Polycystic ovary syndrome causes a hormone imbalance that leads to missed periods and unpredictable ovulation. Low progesterone, which is common with PCOS, prevents the uterine lining from thickening properly. When the lining does eventually break down, it sheds irregularly, often producing brown spotting instead of a full period. Managing PCOS through hormonal treatment prescribed by a provider is the most effective way to regulate your cycle and reduce this kind of discharge.

Perimenopause

If you’re in your 40s (or sometimes late 30s), fluctuating estrogen and progesterone levels can cause unpredictable spotting throughout the month. Brown discharge between periods is common during perimenopause because the uterine lining builds up unevenly as hormone levels shift from cycle to cycle. This is a normal part of the transition, though you should still mention new or changing bleeding patterns to your provider to rule out other causes.

When an Infection Is the Cause

Brown discharge paired with other symptoms, like odor, itching, or burning, often points to an infection that won’t clear up on its own.

Bacterial vaginosis (BV) produces thin, grayish, heavy discharge with a noticeable change in smell, especially after your period or after sex. BV is treated with a short course of antibiotics, usually taken for about 5 to 7 days depending on the form prescribed. It tends to come back, so completing the full course of treatment matters.

Yeast infections cause thick, cottage cheese-like discharge along with itching, burning, and sometimes pain during sex. The discharge is more often white than brown, but if there’s any irritation-related bleeding mixed in, it can appear brownish. Over-the-counter antifungal treatments typically resolve yeast infections within a few days.

Sexually transmitted infections like chlamydia, gonorrhea, or trichomoniasis can cause abnormal discharge and spotting that may look brown. These require specific testing and prescription treatment. If your discharge is unusual and you’ve had unprotected sexual contact, getting tested is the most direct path to making it go away.

Habits That Support a Healthy Vaginal Environment

You can’t always prevent brown discharge, but maintaining a balanced vaginal pH reduces the likelihood of infection-related causes. A few evidence-based practices make a real difference:

  • Skip douches and scented products. Wash your vagina with warm water only. Soaps, sprays, and scented wipes contain chemicals that disrupt the natural bacterial balance and can trigger the very discharge you’re trying to avoid.
  • Change pads and tampons every few hours. Leaving them in too long creates an environment where harmful bacteria thrive.
  • Wear breathable underwear and change out of wet or sweaty clothes quickly. Moisture trapped against the skin encourages bacterial and yeast overgrowth.
  • Use condoms or dental dams. A partner’s bodily fluids can shift your vaginal pH and introduce new bacteria.
  • Clean sex toys between uses. Dirty toys introduce harmful bacteria directly into the vaginal canal.
  • Stay hydrated and consider probiotics. Both support the overall balance of your vaginal microbiome.

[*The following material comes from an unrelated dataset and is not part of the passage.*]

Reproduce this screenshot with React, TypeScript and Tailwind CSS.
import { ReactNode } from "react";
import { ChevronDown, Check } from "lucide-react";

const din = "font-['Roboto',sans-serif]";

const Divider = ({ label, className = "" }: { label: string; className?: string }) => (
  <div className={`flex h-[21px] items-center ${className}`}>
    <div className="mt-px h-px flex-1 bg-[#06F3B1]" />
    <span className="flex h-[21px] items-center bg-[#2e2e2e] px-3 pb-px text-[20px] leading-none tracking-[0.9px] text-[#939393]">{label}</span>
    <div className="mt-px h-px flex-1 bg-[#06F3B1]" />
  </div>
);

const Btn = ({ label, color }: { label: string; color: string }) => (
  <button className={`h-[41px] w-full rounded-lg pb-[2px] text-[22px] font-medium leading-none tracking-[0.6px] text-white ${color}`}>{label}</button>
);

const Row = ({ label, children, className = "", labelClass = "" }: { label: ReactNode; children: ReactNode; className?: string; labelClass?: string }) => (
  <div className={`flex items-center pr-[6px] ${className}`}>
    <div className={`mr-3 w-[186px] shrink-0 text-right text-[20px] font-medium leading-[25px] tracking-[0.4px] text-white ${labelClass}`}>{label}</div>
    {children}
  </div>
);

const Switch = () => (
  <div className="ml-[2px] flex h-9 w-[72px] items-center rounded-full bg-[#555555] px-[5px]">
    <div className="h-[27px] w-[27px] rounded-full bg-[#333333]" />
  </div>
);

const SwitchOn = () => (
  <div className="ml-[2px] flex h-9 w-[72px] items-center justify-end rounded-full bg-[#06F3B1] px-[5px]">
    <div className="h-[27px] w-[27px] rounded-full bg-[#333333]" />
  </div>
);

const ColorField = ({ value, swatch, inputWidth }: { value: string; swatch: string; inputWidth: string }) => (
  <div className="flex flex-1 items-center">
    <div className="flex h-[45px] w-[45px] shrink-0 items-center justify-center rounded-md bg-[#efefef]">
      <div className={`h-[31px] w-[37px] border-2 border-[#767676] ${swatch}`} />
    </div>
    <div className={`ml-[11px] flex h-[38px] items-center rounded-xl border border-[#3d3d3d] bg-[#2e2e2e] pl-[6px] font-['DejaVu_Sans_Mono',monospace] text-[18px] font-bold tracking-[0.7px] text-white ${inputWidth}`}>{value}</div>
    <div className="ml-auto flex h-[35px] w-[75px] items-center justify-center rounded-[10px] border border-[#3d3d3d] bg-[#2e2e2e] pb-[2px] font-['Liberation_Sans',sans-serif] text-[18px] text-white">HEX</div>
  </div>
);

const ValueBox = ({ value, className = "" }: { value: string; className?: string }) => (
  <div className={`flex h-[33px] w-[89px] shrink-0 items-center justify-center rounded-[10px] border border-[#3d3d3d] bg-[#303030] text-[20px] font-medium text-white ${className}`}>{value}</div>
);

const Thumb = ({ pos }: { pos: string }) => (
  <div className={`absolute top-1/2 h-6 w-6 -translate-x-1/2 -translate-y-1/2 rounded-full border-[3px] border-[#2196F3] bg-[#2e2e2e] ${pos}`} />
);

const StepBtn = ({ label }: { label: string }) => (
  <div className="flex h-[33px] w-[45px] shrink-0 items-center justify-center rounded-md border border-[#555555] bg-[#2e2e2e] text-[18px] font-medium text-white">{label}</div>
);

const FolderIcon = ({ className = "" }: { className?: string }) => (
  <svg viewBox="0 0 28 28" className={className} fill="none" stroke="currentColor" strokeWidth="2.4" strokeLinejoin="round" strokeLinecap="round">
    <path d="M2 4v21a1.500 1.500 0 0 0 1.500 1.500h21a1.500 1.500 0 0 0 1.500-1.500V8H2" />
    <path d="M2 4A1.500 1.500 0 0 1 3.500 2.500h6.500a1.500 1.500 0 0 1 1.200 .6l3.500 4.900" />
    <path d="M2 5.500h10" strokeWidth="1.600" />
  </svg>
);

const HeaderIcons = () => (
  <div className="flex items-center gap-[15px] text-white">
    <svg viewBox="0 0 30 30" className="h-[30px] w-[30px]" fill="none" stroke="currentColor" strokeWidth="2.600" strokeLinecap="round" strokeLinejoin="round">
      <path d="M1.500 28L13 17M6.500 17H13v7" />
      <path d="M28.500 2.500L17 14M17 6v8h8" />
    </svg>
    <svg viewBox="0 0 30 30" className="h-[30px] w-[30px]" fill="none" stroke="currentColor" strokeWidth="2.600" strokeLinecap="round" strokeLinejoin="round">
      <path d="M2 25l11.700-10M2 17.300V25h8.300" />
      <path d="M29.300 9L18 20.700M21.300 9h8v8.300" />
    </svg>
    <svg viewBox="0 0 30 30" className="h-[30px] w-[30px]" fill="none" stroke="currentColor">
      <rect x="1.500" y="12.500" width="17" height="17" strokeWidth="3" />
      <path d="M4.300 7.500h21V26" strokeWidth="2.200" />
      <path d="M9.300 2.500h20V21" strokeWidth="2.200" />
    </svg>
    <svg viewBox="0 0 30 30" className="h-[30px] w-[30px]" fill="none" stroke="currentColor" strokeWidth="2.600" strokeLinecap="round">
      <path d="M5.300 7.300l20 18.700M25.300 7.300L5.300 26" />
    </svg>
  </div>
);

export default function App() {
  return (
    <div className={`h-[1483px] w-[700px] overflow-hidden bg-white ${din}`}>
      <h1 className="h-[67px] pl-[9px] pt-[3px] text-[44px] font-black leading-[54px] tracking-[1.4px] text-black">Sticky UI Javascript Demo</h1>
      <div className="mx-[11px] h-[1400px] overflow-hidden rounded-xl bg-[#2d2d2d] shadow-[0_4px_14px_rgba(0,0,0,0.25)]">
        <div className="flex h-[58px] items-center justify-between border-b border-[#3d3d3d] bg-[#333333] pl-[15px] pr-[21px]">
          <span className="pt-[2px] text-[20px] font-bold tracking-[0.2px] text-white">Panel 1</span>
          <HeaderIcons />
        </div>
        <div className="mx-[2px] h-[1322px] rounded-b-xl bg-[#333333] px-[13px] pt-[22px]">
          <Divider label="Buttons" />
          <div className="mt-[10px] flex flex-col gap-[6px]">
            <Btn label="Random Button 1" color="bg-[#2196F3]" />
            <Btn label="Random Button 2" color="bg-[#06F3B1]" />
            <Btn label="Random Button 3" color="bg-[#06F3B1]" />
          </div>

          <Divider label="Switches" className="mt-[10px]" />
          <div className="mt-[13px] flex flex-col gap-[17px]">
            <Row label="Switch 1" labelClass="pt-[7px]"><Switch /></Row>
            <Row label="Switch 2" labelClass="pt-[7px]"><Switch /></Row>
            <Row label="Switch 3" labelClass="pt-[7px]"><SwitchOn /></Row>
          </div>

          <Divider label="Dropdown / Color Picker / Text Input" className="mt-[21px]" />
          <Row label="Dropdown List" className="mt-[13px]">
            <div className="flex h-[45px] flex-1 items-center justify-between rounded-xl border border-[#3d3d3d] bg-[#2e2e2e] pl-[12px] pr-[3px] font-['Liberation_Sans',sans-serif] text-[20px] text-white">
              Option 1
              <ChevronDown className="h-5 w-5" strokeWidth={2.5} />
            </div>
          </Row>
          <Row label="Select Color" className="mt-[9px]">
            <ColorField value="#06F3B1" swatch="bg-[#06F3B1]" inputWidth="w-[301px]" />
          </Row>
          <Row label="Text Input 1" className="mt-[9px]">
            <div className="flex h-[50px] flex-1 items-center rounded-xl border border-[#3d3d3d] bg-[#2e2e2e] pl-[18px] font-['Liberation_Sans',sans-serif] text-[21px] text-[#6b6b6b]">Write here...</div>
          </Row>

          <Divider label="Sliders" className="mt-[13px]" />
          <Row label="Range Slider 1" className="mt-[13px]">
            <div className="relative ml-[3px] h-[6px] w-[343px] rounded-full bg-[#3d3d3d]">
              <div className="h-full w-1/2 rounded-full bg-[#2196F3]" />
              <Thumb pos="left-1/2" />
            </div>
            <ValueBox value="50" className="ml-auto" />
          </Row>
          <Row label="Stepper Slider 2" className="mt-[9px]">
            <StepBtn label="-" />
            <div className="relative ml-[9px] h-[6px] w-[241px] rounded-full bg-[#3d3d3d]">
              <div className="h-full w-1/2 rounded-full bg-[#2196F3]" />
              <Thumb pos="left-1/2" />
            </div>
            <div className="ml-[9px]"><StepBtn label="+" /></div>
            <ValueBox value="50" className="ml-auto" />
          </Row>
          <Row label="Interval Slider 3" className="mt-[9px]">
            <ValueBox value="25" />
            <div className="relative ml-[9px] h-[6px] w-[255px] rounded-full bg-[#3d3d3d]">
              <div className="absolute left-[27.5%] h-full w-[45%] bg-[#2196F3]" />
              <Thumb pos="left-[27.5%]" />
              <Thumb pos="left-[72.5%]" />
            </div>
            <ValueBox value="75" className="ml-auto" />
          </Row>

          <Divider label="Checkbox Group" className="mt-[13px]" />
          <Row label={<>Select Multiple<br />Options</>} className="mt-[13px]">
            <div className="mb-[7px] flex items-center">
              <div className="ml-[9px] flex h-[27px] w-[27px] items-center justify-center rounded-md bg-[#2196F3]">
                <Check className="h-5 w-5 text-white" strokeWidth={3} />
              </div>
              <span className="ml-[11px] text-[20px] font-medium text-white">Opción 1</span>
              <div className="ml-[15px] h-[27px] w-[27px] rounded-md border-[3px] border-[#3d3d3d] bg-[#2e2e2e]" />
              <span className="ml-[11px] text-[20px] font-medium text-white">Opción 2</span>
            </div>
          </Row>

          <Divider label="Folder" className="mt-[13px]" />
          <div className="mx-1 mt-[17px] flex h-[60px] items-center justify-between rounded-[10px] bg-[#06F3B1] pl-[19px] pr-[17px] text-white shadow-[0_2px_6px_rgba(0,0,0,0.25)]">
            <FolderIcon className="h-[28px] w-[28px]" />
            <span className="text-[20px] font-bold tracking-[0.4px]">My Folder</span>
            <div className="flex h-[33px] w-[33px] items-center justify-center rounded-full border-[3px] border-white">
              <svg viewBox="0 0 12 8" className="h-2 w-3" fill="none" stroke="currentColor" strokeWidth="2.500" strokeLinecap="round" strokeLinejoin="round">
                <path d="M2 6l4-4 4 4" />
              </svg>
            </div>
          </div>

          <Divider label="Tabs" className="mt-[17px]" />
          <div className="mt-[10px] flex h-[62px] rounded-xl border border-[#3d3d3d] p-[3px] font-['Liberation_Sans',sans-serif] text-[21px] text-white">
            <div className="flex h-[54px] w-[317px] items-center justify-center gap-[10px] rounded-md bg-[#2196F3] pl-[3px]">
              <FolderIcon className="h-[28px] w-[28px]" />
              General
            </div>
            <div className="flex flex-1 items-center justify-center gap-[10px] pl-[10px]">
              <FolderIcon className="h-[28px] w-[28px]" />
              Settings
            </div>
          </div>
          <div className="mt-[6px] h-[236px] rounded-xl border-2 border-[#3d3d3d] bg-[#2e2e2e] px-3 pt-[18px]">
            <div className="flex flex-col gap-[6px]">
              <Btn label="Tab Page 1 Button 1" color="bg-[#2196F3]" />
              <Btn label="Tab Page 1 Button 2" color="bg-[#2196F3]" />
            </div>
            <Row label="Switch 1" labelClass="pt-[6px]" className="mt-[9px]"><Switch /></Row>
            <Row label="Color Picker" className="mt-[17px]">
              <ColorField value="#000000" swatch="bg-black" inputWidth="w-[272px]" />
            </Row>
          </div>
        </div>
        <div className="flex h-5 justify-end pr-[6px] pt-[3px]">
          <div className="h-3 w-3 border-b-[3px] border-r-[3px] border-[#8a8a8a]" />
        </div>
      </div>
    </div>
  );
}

Signs That Need Medical Attention

Brown discharge that lasts more than a couple of days outside your period, happens frequently between cycles, or appears after menopause (when you haven’t had a period in 12 months) warrants a conversation with a healthcare provider. The same goes for brown discharge accompanied by pelvic pain, fever, or a strong odor.

Seek emergency care if you’re soaking through pads or tampons every hour for more than two hours in a row, especially if you also feel lightheaded, dizzy, or short of breath. While brown discharge on its own is rarely an emergency, heavier bleeding with those symptoms requires immediate evaluation.

For most people, brown discharge is a temporary and harmless byproduct of normal hormonal shifts. If it’s linked to your cycle, it will pass within a day or two. If it persists or comes with other symptoms, identifying and treating the underlying cause is what makes it go away for good.